Our recent archive volunteer Cassia Clarke reflects on the practice of Michael McMillan and the connection with her Caribbean heritage.
Michael McMillan is a British-born playwright, author, artist, curator and educator of St Vincent and the Grenadines heritage. Since the early 2000’s, McMillan has become a prolific installation artist depicting the West Indies domestic interior of working-class respectability. These simulated spaces include, but are not exclusive to –
- The West Indian Front Room (2003), Zion Arts Centre/BAA, Manchester.
- The West Indian Front Room: Memories and Impressions of Black British Homes (2005-06), Geffrye Museum, London (renamed the Museum of the Home in 2019).
- The Living Room of Migrants in the Netherlands (2007), Imagine IC, Amsterdam.
- A Living Room Surrounded by Salt Installation (2008), Buena Vista, Curacao
- The Front Room ‘Inna JoBurg’ & The Arrivants (2016), FADA Gallery, University of Johannesburg.
- Joyce’s Front Room, 1970 (2021), Tate Britain, London – a part of a group show, Life Between Islands, Caribbean-British Art 1950s – Now.
- A Front Room in 1976 (2021), Museum of the Home (formerly the Geffrye Museum).
- The Front Room: Inna Toronto/6ix (2023) Art Gallery of Ontario, Toronto – a part of a group show, Life Between Islands, Caribbean-British Art 1950s – Now.
I was introduced to Michael McMillan and his installation work through Tate Britain’s group show, Life Between Islands (December 2021 – April 2022), titled Joyce’s Front Room 1970. The exhibit was split into five sub-themes: Arrivals, Pressure, Ghost of History, Caribbean Regained: Carnival and Creolisation and Past, Present, Future. McMillan’s front room was positioned in Pressure with connections to Arrivals. ‘Pressure’ was dedicated to artists who either migrated to the UK as children or were born in Britain, whose work highlights togetherness and strength within the struggle. ‘Arrivals’ represented the reclamation of African-Caribbean heritage intertwined within the ingrained values of their ancestors’ colonisers. Joyce’s Front Room 1970 was the temporary iteration of the permanently reconstructed 1970s front room at the Museum of the Home. Each front room in the series is moulded after a fictitious person or persons that tells a kind of truth about the West Indies lives in their colonial mother country.

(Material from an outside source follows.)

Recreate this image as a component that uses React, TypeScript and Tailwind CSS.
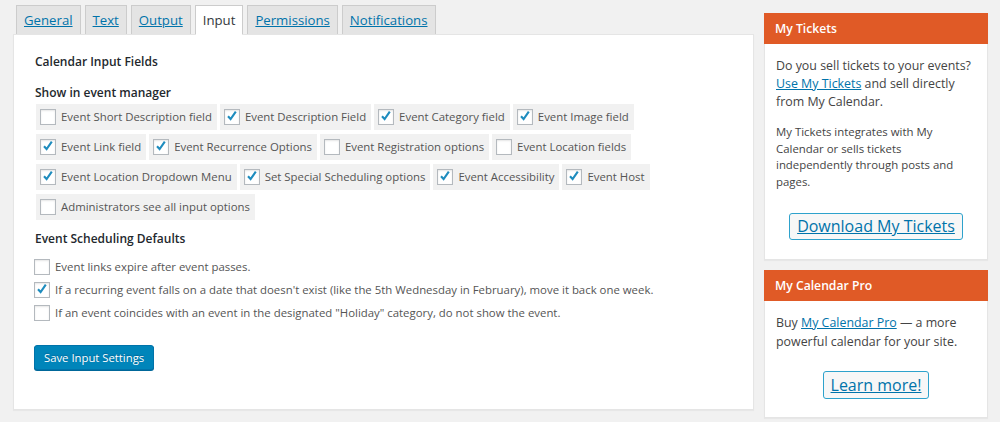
import React from 'react';

type Opt = { label: string; checked: boolean };

const rows: Opt[][] = [
  [
    { label: 'Event Short Description field', checked: false },
    { label: 'Event Description Field', checked: true },
    { label: 'Event Category field', checked: true },
    { label: 'Event Image field', checked: true },
  ],
  [
    { label: 'Event Link field', checked: true },
    { label: 'Event Recurrence Options', checked: true },
    { label: 'Event Registration options', checked: false },
    { label: 'Event Location fields', checked: false },
  ],
  [
    { label: 'Event Location Dropdown Menu', checked: true },
    { label: 'Set Special Scheduling options', checked: true },
    { label: 'Event Accessibility', checked: true },
    { label: 'Event Host', checked: true },
  ],
  [{ label: 'Administrators see all input options', checked: false }],
];

const defaults: Opt[] = [
  { label: 'Event links expire after event passes.', checked: false },
  {
    label:
      "If a recurring event falls on a date that doesn't exist (like the 5th Wednesday in February), move it back one week.",
    checked: true,
  },
  {
    label: 'If an event coincides with an event in the designated "Holiday" category, do not show the event.',
    checked: false,
  },
];

const tabs = ['General', 'Text', 'Output', 'Input', 'Permissions', 'Notifications'];

const Box: React.FC<{ checked: boolean }> = ({ checked }) => (
  <span className="relative w-4 h-4 shrink-0 bg-white border border-[#b4b9be] shadow-[inset_0_1px_2px_rgba(0,0,0,0.1)]">
    {checked && (
      <svg viewBox="0 0 16 16" className="absolute -left-[1px] -top-[2px] w-4 h-4">
        <path d="M4 8.2 L6.6 11 L11.8 3.6" fill="none" stroke="#1e8cbe" strokeWidth="2.1" />
      </svg>
    )}
  </span>
);

const Sidebar: React.FC = () => (
  <div className="w-[224px] ml-[10px] mt-[13px] flex flex-col gap-[10px]">
    <div className="bg-white border border-[#e5e5e5] shadow-[0_1px_1px_rgba(0,0,0,0.04)]">
      <h3 className="bg-[#e05a26] text-white font-semibold text-[12.2px] h-[31px] leading-[31px] px-[11px] -mt-px -mx-px">My Tickets</h3>
      <div className="pl-[11px] pr-[8px] pt-[13px] pb-[19px]">
        <p className="text-[12.4px] leading-[18px] text-[#444]">
          Do you sell tickets to your events? <a href="#" className="text-[#0073aa] underline">Use My Tickets</a> and sell directly from My Calendar.
        </p>
        <p className="text-[11.4px] leading-[16.7px] text-[#444] mt-[13px] pr-[3px]">
          My Tickets integrates with My Calendar or sells tickets independently through posts and pages.
        </p>
        <div className="flex justify-center mt-[22px] pr-[3px]">
          <a href="#" className="text-[16px] leading-[25px] text-[#0073aa] underline border border-[#2ea2cc] rounded-[3px] bg-[#f7f7f7] px-[7px]">
            Download My Tickets
          </a>
        </div>
      </div>
    </div>
    <div className="bg-white border border-[#e5e5e5] shadow-[0_1px_1px_rgba(0,0,0,0.04)]">
      <h3 className="bg-[#e05a26] text-white font-semibold text-[12.2px] h-[31px] leading-[31px] px-[11px] -mt-px -mx-px">My Calendar Pro</h3>
      <div className="px-[11px] pt-[12px] pb-[18px]">
        <p className="text-[12.4px] leading-[19px] text-[#444]">
          Buy <a href="#" className="text-[#0073aa] underline">My Calendar Pro</a> — a more powerful calendar for your site.
        </p>
        <div className="flex justify-center mt-[20px]">
          <a href="#" className="text-[16px] leading-[26px] text-[#0073aa] underline border border-[#2ea2cc] rounded-[3px] bg-[#f7f7f7] px-[7px]">
            Learn more!
          </a>
        </div>
      </div>
    </div>
  </div>
);

export default function App() {
  return (
    <div className="w-[1000px] h-[422px] bg-[#f1f1f1] flex font-['Open_Sans',sans-serif] text-[#444] overflow-hidden">
      <div className="w-[741px] ml-[13px] flex flex-col">
        <nav className="flex gap-[4px] pl-[3px] pt-[5px]">
          {tabs.map((t) => {
            const active = t === 'Input';
            return (
              <span
                key={t}
                className={
                  active
                    ? 'relative z-10 -mb-px h-[30px] leading-[28px] px-[7px] border border-[#ccc] border-b-white bg-white text-[13.2px] text-[#32373c]'
                    : 'h-[29px] leading-[28px] px-[7px] border border-b-0 border-[#ccc] bg-[#e4e4e4] text-[13.2px] text-[#0073aa] underline'
                }
              >
                {t}
              </span>
            );
          })}
        </nav>
        <div className="h-[376px] bg-white border border-[#e5e5e5] shadow-[0_1px_1px_rgba(0,0,0,0.04)] pl-[21px] pt-[18px]">
          <h2 className="text-[12px] leading-[18px] font-semibold text-[#23282d]">Calendar Input Fields</h2>
          <h3 className="mt-[13px] text-[12px] leading-[18px] font-semibold text-[#23282d]">Show in event manager</h3>
          <div className="mt-[2px] flex flex-col gap-[4px]">
            {rows.map((r, i) => (
              <div key={i} className="flex gap-[3px] ml-[1px]">
                {r.map((o) => (
                  <label key={o.label} className="h-[26px] flex items-center gap-[5px] bg-[#f1f1f1] pl-[4px] pr-[5px] text-[11.4px] text-[#555]">
                    <Box checked={o.checked} />
                    <span>{o.label}</span>
                  </label>
                ))}
              </div>
            ))}
          </div>
          <h3 className="mt-[10px] text-[12px] leading-[18px] font-semibold text-[#23282d]">Event Scheduling Defaults</h3>
          <div className="mt-[11px] flex flex-col gap-[7px] -ml-[1px]">
            {defaults.map((o) => (
              <label key={o.label} className="h-[16px] flex items-center gap-[5px] text-[11.4px] leading-[16px] text-[#555]">
                <Box checked={o.checked} />
                <span>{o.label}</span>
              </label>
            ))}
          </div>
          <button className="block mt-[24px] -ml-[1px] h-[25px] px-[9px] bg-[#0085ba] border border-[#0073aa] rounded-[3px] shadow-[0_1px_0_#006799] text-white text-[11.3px] leading-[22px] [text-shadow:0_-1px_1px_#006799]">
            Save Input Settings
          </button>
        </div>
      </div>
      <Sidebar />
    </div>
  );
}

Seeing McMillan’s work for the first time, I was curious to find out why he does it. The voyeuristic and intrusive nature of placing a private space, the front room, into an indefinite public space, and recasting ownership to an institution needed to be unpacked. The Front Room – Migrant Aesthetics in the Home, published originally in 2007 and revised in 2023, touches on the individual assembled elements and its social and cultural values, however, I do not recall much on the reasons for the series’ curation within the institutions. Communicating with McMillan about his installation practice I learnt of his intention which greatly informed my dissertation that attempted to understand his front room series through a curatorial care lens.
“Apart from the fact that I was born in the UK with parents of Vincentian migrant heritage, the permanence of The Front Room within the Museum of the Home is politically significant in terms of Black British identity and belonging. Towards decolonising the museum, it moves beyond the temporal trope of Black History Month, every October, as it signifies that Britain is our home.” – Michael McMillan interviewed by Cassia Clarke (2022)
Following the completion of my dissertation, I have kept up-to-date with McMillan’s work. In August 2023, I attended his talk at the V&A, The Front Room Portraits: Diaspora Migrant Aesthetics in the Home, and since January 2024, I participated in McMillan’s 6-week course at the V&A, Look We Here Curating the Caribbean. Upon reflection, I see why I have gravitated towards his work – to understand, or at least try, the culture and heritage of my parents, grandparents and so forth. My parents’ assimilation into British culture had its ripple effect. It created me, a person who would be considered a foreigner in my family’s mother country, Jamaica. Following McMillan’s work and associating with like-minded people affirms my heavily British, Caribbean adjacent existence.
Biography
Cassia Clarke is a Luton-born British-Caribbean self-taught archivist, researcher and facilitator. She uses an autoethnographic and co-curatorial approach to engage greater knowledge democracy and collective intervention to better our accessibility to institutionally held knowledge. Cassia’s project, ‘Take My Word For It’ aims to confront a gap in the knowledge and material exchange between GLAM institutions (Gallery, Library, Archive, Museum) and the community to assist the preservation of physical photographic archives within the home.